Joani DiCampli, founder of Boobalicious. (Photo courtesy of Sandy Grigsby/Brio Five)

Joani DiCampli came up with the idea for Boobalicious, an all-natural deodorant for under and between the breasts, one hot summer day in 2012 while working a retail job to make ends meet.

The world (or, at least, the busty among us) needed a product that would banish embarrassing chest-sweat situations, she decided.

The customers she informally polled that summer agreed.

After a lot of research and some trial and error, DiCampli, who lives in Rehoboth Beach, came up with a stick balm designed especially for those sensitive skin areas, made with all-natural ingredients, including beeswax, tea tree oil and essential oils.

She opened an Etsy shop. Without a bit of marketing, the product started selling in the first week.

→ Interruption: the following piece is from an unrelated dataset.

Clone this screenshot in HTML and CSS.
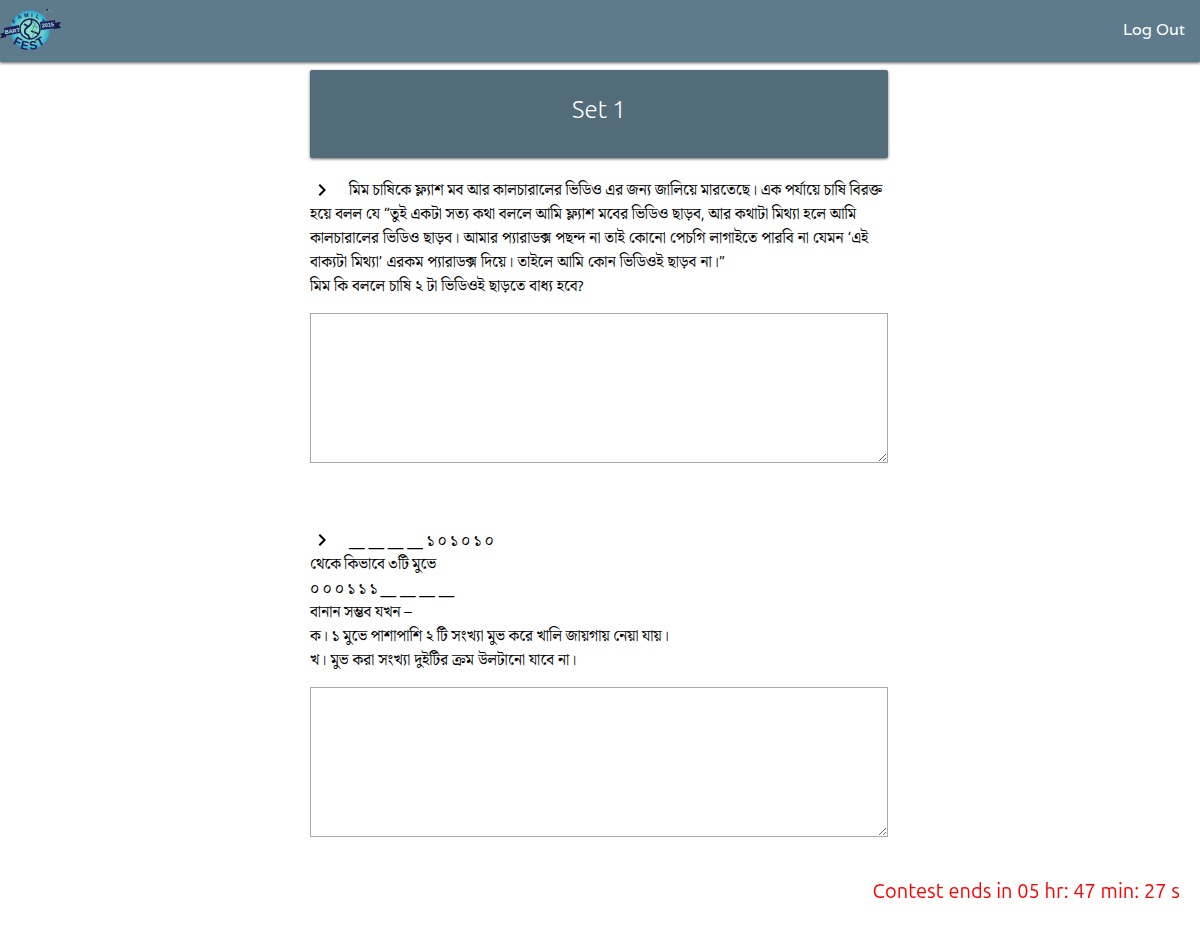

Varieties like “Marvelous Melons,” “Hills of Honey,” “Awesome Apples,” and “Purrfect Peaches,” caught people’s attention, and the glowing reviews soon made her a Five-Star seller.

She brought on a partner and rebranded as No BS Products. In 2014, DiCampli was named one of Delaware’s Top 35 Businesswomen by Delaware Today, but No BS was short-lived, and she returned to the Boobalicious brand as a solo entrepreneur.

Boobalicious had gained a cult following on Etsy (having tried a sample of Lucious Lavender, I can see why — the tea tree oil makes it very soothing, sweat or no sweat), and it was paying the bills — but her much-loved product with the randy branding would soon do more than that.

In 2016, DiCampli found herself searching for help for her adult daughter, who battles bipolar disorder and drug addiction. The money she made selling Boobalicious would pay for her daughter’s flight to Delray Beach, Fla., where she moved into the Miracles Do Happen transitional living center for women. A year later, her son also needed treatment, and, once again, she was able to help financially thanks to her Etsy income.

Today, both her daughter and son are celebrating their ongoing sobriety.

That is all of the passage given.